Yes, it was in the Gainesville Sun. It is an Associated Press article, so not 
written by a local Gainesville Sports Writer. I was curious to see what 
response it got. 
 

Sent From Shane's iPhone
Go Gators!   &   Skol Vikes!

On Oct 19, 2011, at 9:59 AM, "Oliver Barry" <[email protected]> wrote:

> Shane,
> Was this in the Gainesville Sun or did you find it somewhere else?
> Why would the NCAA lobby for passage of laws for agents and then not 
> cooperate with their prosecution?
> This is a nutty organization!!
>  
> Oliver Barry CRS,GRI
> Real Estate Broker
> Bob Parks Realty
> 1517 Hunt Club Blvd
> Gallatin TN 37066
> Phone: 615-826-4040
> Fax: 615-822-2027
> Mobile: 615-972-4239
>  
>  
> Column: Is the NCAA hiding something?
> 
> By JIM LITKE
> AP Sports Columnist
> Published: Wednesday, October 19, 2011 at 6:01 a.m.
> 
> Last Modified: Wednesday, October 19, 2011 at 4:10 a.m.
> 
>  
> 
>  
> 
> Fifteen months ago, Alabama coach Nick Saban called for a crackdown on 
> agents, saying some were no better than pimps. It seemed like a curious 
> choice of words at the time, since the same could be said about some college 
> coaches, who play just as fast and loose recruiting those kids in the first 
> place. But the comparison was spot on in one regard: Like pimps, rogue agents 
> rarely have to worry about getting caught.
> 
> Two weeks after Saban kicked off his crusade, an Associated Press survey 
> found that despite laws on the books in 42 states governing agents' dealings 
> with college athletes, they were almost never enforced. Twenty-four states 
> reported taking no disciplinary or criminal action against agents; most 
> didn't even know whether state or local prosecutors had ever pursued such 
> cases. Around the same time, North Carolina's secretary of state decided to 
> take the opposite tack.
> 
> With the NCAA investigating whether agents had funneled improper benefits to 
> UNC defensive tackle Marvin Austin and receiver Greg Little - the probe would 
> eventually expand to include former UNC associate head coach John Blake and 
> others - Secretary of State Elaine Marshall set in motion an investigation of 
> her own to determine if the state's sports agent laws were broken. 
> Considering how little cooperation her office has received from the NCAA thus 
> far, it seems fair to ask whose side the organization is on.
> 
> Making a case against rogue agents has never been easy. But a decade or so 
> ago, the NCAA tried to make it easier by lobbying state lawmakers to agree on 
> a set of standardized rules. The result was the Uniform Athletes Agent Act, 
> adopted by 39 states, including North Carolina, and similar to those in 
> California, Michigan and Ohio, which retained their own laws to deal with 
> agent oversight.
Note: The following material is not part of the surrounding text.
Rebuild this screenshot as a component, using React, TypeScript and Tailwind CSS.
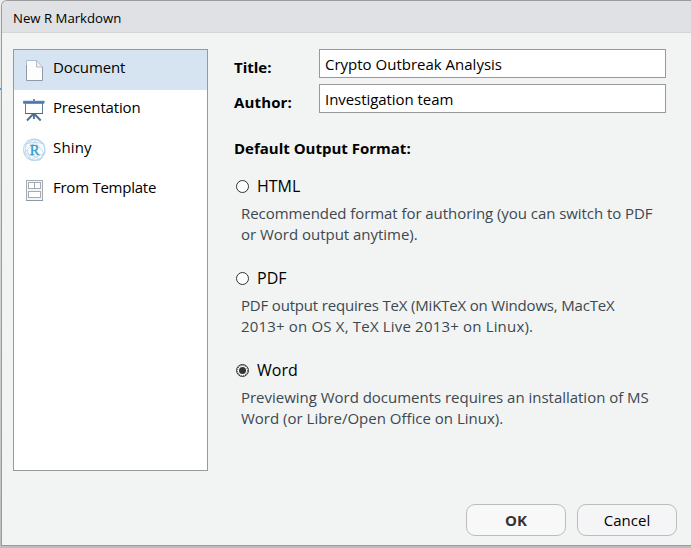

The UAAA gives schools the right to sue agents who violate 
> the law, though there's no chance of an award large enough to undo the 
> damage, which in UNC's case has already been considerable.
> 
> Fourteen players missed at least one game and seven players were forced to 
> sit out the entire 2010 season - including Austin and two others taken in the 
> first two rounds in this summer's NFL draft. A Tar Heels team considered a 
> good shot for a BCS bowl wound up 8-5 and in the Music City Bowl instead. 
> Head coach Butch Davis was fired in July, even though he was never tied 
> directly to or cited for any violation and the school still owes him nearly 
> $3 million. In a bid for leniency ahead of next week's meeting with the 
> NCAA's infractions committee, UNC penalized itself last month - vacating all 
> 16 wins from the 2008-09 seasons, cutting nine scholarships over the next 
> three years and agreeing to pay a $50,000 fine.
> 
> Considering how much wrongdoing is alleged, gathering evidence wouldn't seem 
> hard. But because the law provided no funding, the secretary of state's 
> office has had to deploy staffers who usually investigate securities fraud to 
> build a case. Getting the NCAA to help has proven an even more daunting task. 
> After some early cooperation, Marshall's office went to state court last week 
> to force the NCAA to turn over documents from its investigation.
> 
> `This came as a surprise to us," NCAA spokeswoman Stacey Osburn said in an 
> emailed statement. "We were under the misimpression that we had a cooperative 
> relationship with the office."
> 
> There's been too much legal and jurisdictional wrangling to recount here. 
> Suffice it to say that the NCAA provided some documents when North Carolina 
> made its requests through the secretary of state's office in Indiana, where 
> the organization is headquartered, but even those had the confidential 
> information redacted. The NCAA said that was because of the federal Family 
> Educational Rights and Privacy Act - known as FERPA - then added, "We are not 
> sure of the Secretary of State's motives or agenda, but we plan to fight this 
> action aggressively in court."
> 
> The NCAA's response is more pragmatic than principled at this point. It's no 
> doubt worried that if it cooperates fully with North Carolina's request for 
> documents from its investigation, it will have to do the same with any other 
> state law-enforcement agency doing the same. Yet that's exactly what the NCAA 
> proposed when it sought out cooperation from the states, the NFL and its 
> players association to deal with an "age-old problem that not just one group 
> or organization can solve on its own."
> 
> Where the secretary of state's effort goes from here is anyone's guess. A 
> hearing on its request for an unredacted copy of the NCAA notice of 
> allegations outlining nine violations as well as records of interviews 
> conducted by NCAA staff is set for Nov. 28. The office is running on a 
> limited budget, although some of its subpoenas, especially those involving 
> Blake's financial ties to the late NFL agent Gary Wichard, suggest it might 
> be onto something. Though no one in the office will say as much, they were no 
> doubt hoping that several other states whose flagship schools got caught 
> breaking rules because of improper contact with agents would take up the 
> cause. None have thus far.
> 
> Few organizations like to conduct their business in public, which hardly 
> makes the NCAA an exception. But policing the schools, or at the very least 
> helping the schools to police themselves, is the reason the NCAA exists in 
> the first place. And if it can't be counted on to provide cooperation in an 
> instance like this, it has to make you wonder what else the organization 
> might be hiding.
> 
> ---
> 
> Jim Litke is a national sports columnist for The Associated Press. Write to 
> him at jlitke(at)ap.org. Follow him at htttp://Twitter.com/JimLitke.
> 
>  
> 
> -- 
> GATORS: ONE VOICE ON SATURDAY - NO VOICE ON SUNDAY!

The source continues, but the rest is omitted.